Your favorite retro/forgotten/by-gone foods

Fried egg sandwich with Frenchs mustard. They were commonly found at drug store lunch counters.

Patty melt, made with buttered bread, and American cheese. Another drug store lunch counter item.

I tried Sonic’s patty melt. It’s not as good.

I’m not sure why but the lunch counters were always good. You could see your food cooking on the hob.

Years ago I would have said Surge or Ecto Cooler, but they came back and I tried them as an adult. Yech.

Sure, but it’s going to vary widely by brand.

Coleslaw on a turkey sandwich, on rye bread, is a Grilled Rachael, a regional thing AFAIK. It may also have a slice of Swiss cheese on it.

My old hospital had the very best ones in the cafeteria.

I’m pretty sure Chicken Tetrazzini and Chicken Cacciatore peaked somewhere between 1965 and your mother’s last Tupperware party. My mom made both when I was a kid, but I could never remember which was which. So every time she said, “We’re having Chicken Cacciatore tonight!” I’d get all excited… until I saw some retched stewed tomato monstrosity on my plate (I hated tomatoes as a kid). The disappointment was real. It was like opening a Christmas present and finding socks instead of the GI-Joe you asked for.

My mom got the recipe for golabkis—Polish stuffed cabbage rolls—(which we pronounced “glump-kees”) from an old lady she roomed with in the hospital for some procedure. Apparently golabkis were popular mid-century, but faded by the ‘80s. I loved the name, but hated the dish—and mom made it often. Was it evil of me wishing that old lady coded before she gave my mom that recipe?

Culvers and Freddies both have them although they are rye bread and Swiss. That’s the only way I have had them and they are both excellent.

Our neighborhood pub serves an excellent Patty Melt, a Tuna Melt, and a Reuben with sauerkraut and custom Russian-esque dressing, on a hearty rye bread.

I believe @Saint_Cad is referring to what is typically known as a hot roast beef sandwich.

I like pot roast sandwiches too.

I can’t remember how long its been since I saw it on a menu.

I cook pot roast at home and use leftovers for sandwiches. French bread soaks up the juice and makes good sandwiches.

Hot roast beef sandwiches on cheap white bread covered in gravy are amaaaaazing. The classier version is the French Dip.
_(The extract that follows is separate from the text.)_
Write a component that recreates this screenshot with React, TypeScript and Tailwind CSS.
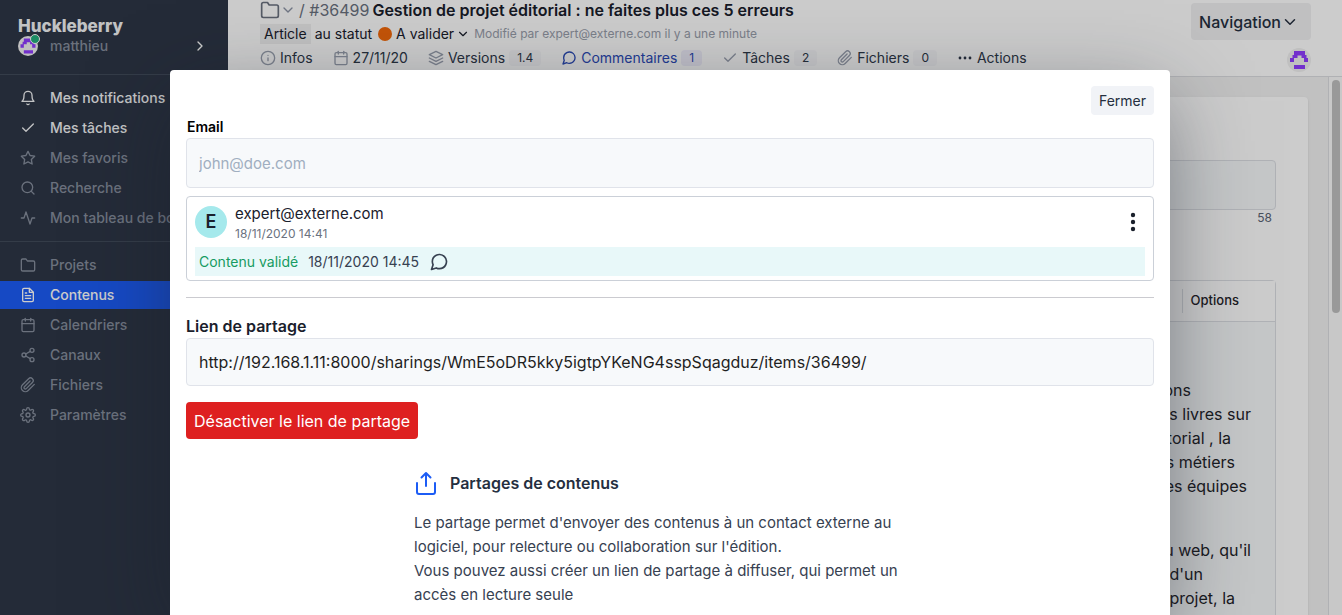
import React from "react";
import {
  FiActivity,
  FiBell,
  FiCalendar,
  FiCheck,
  FiChevronDown,
  FiChevronRight,
  FiFileText,
  FiFolder,
  FiInfo,
  FiLayers,
  FiMessageCircle,
  FiPaperclip,
  FiSearch,
  FiSettings,
  FiShare2,
  FiStar,
} from "react-icons/fi";

type IconType = React.ComponentType<{ className?: string }>;

function ShareUpIcon({ className }: { className?: string }) {
  return (
    <svg className={className} viewBox="0 0 24 24" fill="none" stroke="currentColor" strokeWidth="2" strokeLinecap="round" strokeLinejoin="round" aria-hidden="true">
      <path d="M3 12v9a2 2 0 0 0 2 2h14a2 2 0 0 0 2-2v-9" />
      <path d="M12 15V2M7.500 6.500 12 2l4.500 4.500" />
    </svg>
  );
}

function Identicon({ className }: { className?: string }) {
  return (
    <svg className={className} viewBox="0 0 24 24" aria-hidden="true">
      <circle cx="12" cy="12" r="12" fill="#f0f0f0" />
      <path fill="#8f3cff" d="M7 3h11v4h1.500v3H21v4h-4v-4h-2.500V7.500h-4V10H7v4H3v-4h2.500V7H7zM7 17h11v4H7z" />
    </svg>
  );
}

const personal: { label: string; icon: IconType; bright?: boolean }[] = [
  { label: "Mes notifications", icon: FiBell, bright: true },
  { label: "Mes tâches", icon: FiCheck, bright: true },
  { label: "Mes favoris", icon: FiStar },
  { label: "Recherche", icon: FiSearch },
  { label: "Mon tableau de bord", icon: FiActivity },
];

const workspace: { label: string; icon: IconType; active?: boolean }[] = [
  { label: "Projets", icon: FiFolder },
  { label: "Contenus", icon: FiFileText, active: true },
  { label: "Calendriers", icon: FiCalendar },
  { label: "Canaux", icon: FiShare2 },
  { label: "Fichiers", icon: FiPaperclip },
  { label: "Paramètres", icon: FiSettings },
];

function NavItem({ label, icon: Icon, bright, active }: { label: string; icon: IconType; bright?: boolean; active?: boolean }) {
  const tone = active ? "bg-[#1c5cf5] text-white" : bright ? "text-gray-100" : "text-[#868e9d]";
  return (
    <a href="#" className={`flex h-7 items-center gap-3.5 whitespace-nowrap pl-5 text-sm font-medium ${tone}`}>
      <Icon className="size-4 shrink-0" />
      {label}
    </a>
  );
}

function Sidebar() {
  return (
    <aside className="w-[228px] shrink-0 overflow-hidden bg-[#2d3646]">
      <div className="flex h-[75px] flex-col border-b border-[#414b5b] px-[18px] pt-4">
        <div className="text-[17px] leading-5 font-extrabold text-gray-100">Huckleberry</div>
        <button type="button" className="flex h-5 items-center text-sm font-medium text-[#868e9d]">
          <span className="relative mr-3 block">
            <Identicon className="size-5" />
            <span className="absolute -top-0.5 -right-0.5 size-2.5 rounded-full border border-white bg-[#22b07d]" />
          </span>
          matthieu
          <FiChevronRight className="mr-0.5 ml-auto size-4 text-white" />
        </button>
      </div>
      <nav className="flex flex-col gap-0.5 border-b border-[#414b5b] py-[9px]">
        {personal.map((item) => (
          <NavItem key={item.label} {...item} />
        ))}
      </nav>
      <nav className="flex flex-col gap-0.5 py-[9px]">
        {workspace.map((item) => (
          <NavItem key={item.label} {...item} />
        ))}
      </nav>
    </aside>
  );
}

function Tab({ label, icon, count, active }: { label: string; icon: React.ReactNode; count?: string; active?: boolean }) {
  return (
    <a href="#" className={`flex items-center gap-1 ${active ? "text-[#2a4ab8]" : "text-[#2d3748]"}`}>
      {icon}
      <span>{label}</span>
      {count && (
        <span className={`rounded px-2 text-xs leading-4 ${active ? "bg-[#f1effc]" : "bg-[#f8f8fa]"}`}>{count}</span>
      )}
    </a>
  );
}

function Header() {
  const iconClass = "size-4 text-[#9aa1b0]";
  return (
    <header className="flex justify-between border-b border-[#dcdee2] bg-white pr-[31px] pl-8">
      <div className="pb-1.5 whitespace-nowrap">
        <div className="mb-0.5 flex h-5 items-center text-base">
          <FiFolder className="size-5 text-[#6b7280]" />
          <FiChevronDown className="mr-[3px] size-4 text-[#8b93a5]" />
          <span className="mr-[3px] text-[#6b7280]">/ #36499</span>
          <h1 className="font-semibold text-[#1a202c]">Gestion de projet éditorial : ne faites plus ces 5 erreurs</h1>
        </div>
        <div className="flex h-6 items-center text-sm text-[#1a202c]">
          <span className="mr-1 bg-[#f0f0f2] px-1">Article</span>
          <span>au statut</span>
          <span className="mr-1 ml-1.5 size-3.5 rounded-full bg-[#f66a0a]" />
          <button type="button" className="flex items-center">
            A valider
            <FiChevronDown className="ml-0.5 size-3.5" />
          </button>
          <span className="ml-1 text-xs text-[#9aa0ac]">Modifié par expert@externe.com il y a une minute</span>
        </div>
        <nav className="flex h-6 items-center gap-5 text-sm">
          <Tab label="Infos" icon={<FiInfo className={iconClass} />} />
          <Tab label="27/11/20" icon={<FiCalendar className={iconClass} />} />
          <Tab label="Versions" count="1.4" icon={<FiLayers className={iconClass} />} />
          <Tab label="Commentaires" count="1" active icon={<FiMessageCircle className="size-4" />} />
          <Tab label="Tâches" count="2" icon={<FiCheck className={iconClass} />} />
          <Tab label="Fichiers" count="0" icon={<FiPaperclip className={iconClass} />} />
          <Tab
            label="Actions"
            icon={
              <svg className="size-4" viewBox="0 0 16 16" fill="currentColor" aria-hidden="true">
                <circle cx="3" cy="8" r="1.400" />
                <circle cx="8" cy="8" r="1.400" />
                <circle cx="13" cy="8" r="1.400" />
              </svg>
            }
          />
        </nav>
      </div>
      <div className="flex flex-col items-end gap-2 pt-[3px]">
        <button type="button" className="flex h-[37px] items-center rounded bg-[#f0f0f2] pr-3 pl-2 text-base font-medium text-[#252f3f]">
          Navigation
          <FiChevronDown className="size-[18px]" />
        </button>
        <Identicon className="size-6" />
      </div>
    </header>
  );
}

function Editor() {
  return (
    <div className="flex min-h-0 flex-1 bg-[#f2f2f2]">
      <main className="flex-1 overflow-hidden pt-5 pr-5 pl-8">
        <div className="min-h-full rounded bg-white px-8 pt-[63px] shadow">
          <input aria-label="Titre" className="block h-[50px] w-full rounded border border-[#dcdfe4] bg-[#f7f9fb]" />
          <div className="pr-1 text-right text-xs leading-4 text-[#5b6475]">58</div>
          <div className="mt-[54px] rounded border border-[#dcdfe4] bg-[#f7f9fb] text-[#1f2329]">
            <div className="flex h-[41px] items-center justify-end border-b border-[#dcdfe4] bg-white pr-9 text-[13px] font-medium">
              <span className="mr-3">"</span>
              <button type="button" className="h-6 border-l border-[#dcdfe4] pl-2">Options</button>
            </div>
            <div className="pt-14 pb-12 text-right text-base leading-6">
              <p className="pr-21">tions</p>
              <p className="pr-6">es livres sur</p>
              <p className="pr-11">torial , la</p>
              <p className="pr-10">s métiers</p>
              <p className="pr-7">es équipes</p>
              <p className="pt-10 pr-6">du web, qu'il</p>
              <p className="pr-18">d'un</p>
              <p className="pr-10">projet, la</p>
            </div>
          </div>
        </div>
      </main>
      <div className="w-3.5 border-l border-[#dcdee2] bg-[#fafafa] pt-[3px] pl-[3px]">
        <div className="h-[233px] w-2 rounded-full bg-[#c0c0c0]" />
      </div>
    </div>
  );
}

function ShareDialog() {
  return (
    <section
      role="dialog"
      aria-modal="true"
      aria-label="Partages de contenus"
      className="flex min-h-full w-full max-w-[1000px] flex-col rounded-t bg-white p-4 text-base text-[#1a202c] shadow-[0_25px_80px_-6px_rgba(26,32,44,0.5)] *:shrink-0"
    >
      <button type="button" className="h-[29px] self-end rounded bg-[#f1f3f7] px-2 text-sm text-[#252f3f]">Fermer</button>
      <label htmlFor="email" className="mt-0.5 px-px text-sm font-semibold text-black">Email</label>
      <input
        id="email"
        type="email"
        placeholder="john@doe.com"
        className="mt-px h-[50px] w-full rounded border border-[#e0e3ea] bg-[#f7f9fb] px-3 text-[15px] placeholder:text-[#a0aec0]"
      />

      <article className="mt-2 rounded border border-[#cbd0d8] px-2 pt-[5px] pb-1">
        <div className="flex items-center">
          <div className="flex size-8 items-center justify-center rounded-full bg-[#a5e9ec] text-lg font-semibold">E</div>
          <div className="ml-2">
            <div className="text-[15px] leading-6">expert@externe.com</div>
            <div className="text-xs leading-4 text-[#6b7280]">18/11/2020 14:41</div>
          </div>
          <button type="button" aria-label="Plus d'options" className="ml-auto">
            <svg className="size-6" viewBox="0 0 24 24" fill="currentColor" aria-hidden="true">
              <circle cx="12" cy="5" r="2.200" />
              <circle cx="12" cy="12" r="2.200" />
              <circle cx="12" cy="19" r="2.200" />
            </svg>
          </button>
        </div>
        <div className="mt-[5px] flex h-[29px] items-center bg-[#e8f8f9] px-1 text-sm">
          <span className="text-[#169b62]">Contenu validé</span>
          <span className="ml-2.5 text-[#374151]">18/11/2020 14:45</span>
          <FiMessageCircle className="ml-2.5 size-5 text-[#374151]" />
        </div>
      </article>

      <hr className="my-4 border-[#cbcbd0]" />

      <label htmlFor="share-link" className="font-semibold">Lien de partage</label>
      <input
        id="share-link"
        readOnly
        defaultValue="http://192.168.1.11:8000/sharings/WmE5oDR5kky5igtpYKeNG4sspSqagduz/items/36499/"
        className="h-12 w-full rounded border border-[#e0e3ea] bg-[#f7f9fb] px-3 text-[#1f1f1f]"
      />
      <button type="button" className="mt-4 h-[37px] self-start rounded bg-[#de2020] px-2 text-white">
        Désactiver le lien de partage
      </button>

      <div className="mx-auto mt-8 w-full max-w-lg">
        <div className="flex h-6 items-center gap-3 font-semibold text-[#252f3f]">
          <ShareUpIcon className="size-6 text-[#1c5cf5]" />
          <h2>Partages de contenus</h2>
        </div>
        <p className="mt-4 text-[15px] leading-6 text-[#374151]">
          Le partage permet d'envoyer des contenus à un contact externe au logiciel, pour relecture ou collaboration sur l'édition.
          <br />
          Vous pouvez aussi créer un lien de partage à diffuser, qui permet un accès en lecture seule
        </p>
      </div>
    </section>
  );
}

export default function App() {
  return (
    <div className="relative flex h-screen overflow-hidden font-['Inter',sans-serif]">
      <Sidebar />
      <div className="flex min-w-0 flex-1 flex-col">
        <Header />
        <Editor />
      </div>
      <div className="absolute inset-0 flex justify-center overflow-hidden bg-black/20 pt-[70px] pr-0.5">
        <ShareDialog />
      </div>
    </div>
  );
}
I recall recently reading about some American chain (in Texas?) specializing in this, using high end gravy, and apparently doing very well.

Maybe this? But the cafeteria version on cheapest white bread is very good too.

I thought the French Dip sandwich–ala Philippe’s in LA–was roast beef sandwich dipped in au jus, not gravy?

and roast beef sandwich covered in gravy sound like an open-face sandwich

The cheap and cheerful cafeteria version was two pieces of white Wonder bread, out of the package, with thick roast beef slices or shreds between, and generous amounts of a thick brown cheapish gravy liberally covering everything.

no mashed potatoes?

Probably. The nice thing about mashed potatoes is even in crappy places, you can turn it into a gourmet food by adding enough butter (eight or more of those little tubs).

Anything on two slices of bread, drowned in gravy and flanked by mashed potatoes and a token pile of peas (for color, not consumption), tastes fantastic. Turkey? Yessir! Roast beef? You betcha! Mice? Only if it’s the blue-plate special.

Although reading the first link made me hungry, the second link was what I was talking about, which is equally good open or closed.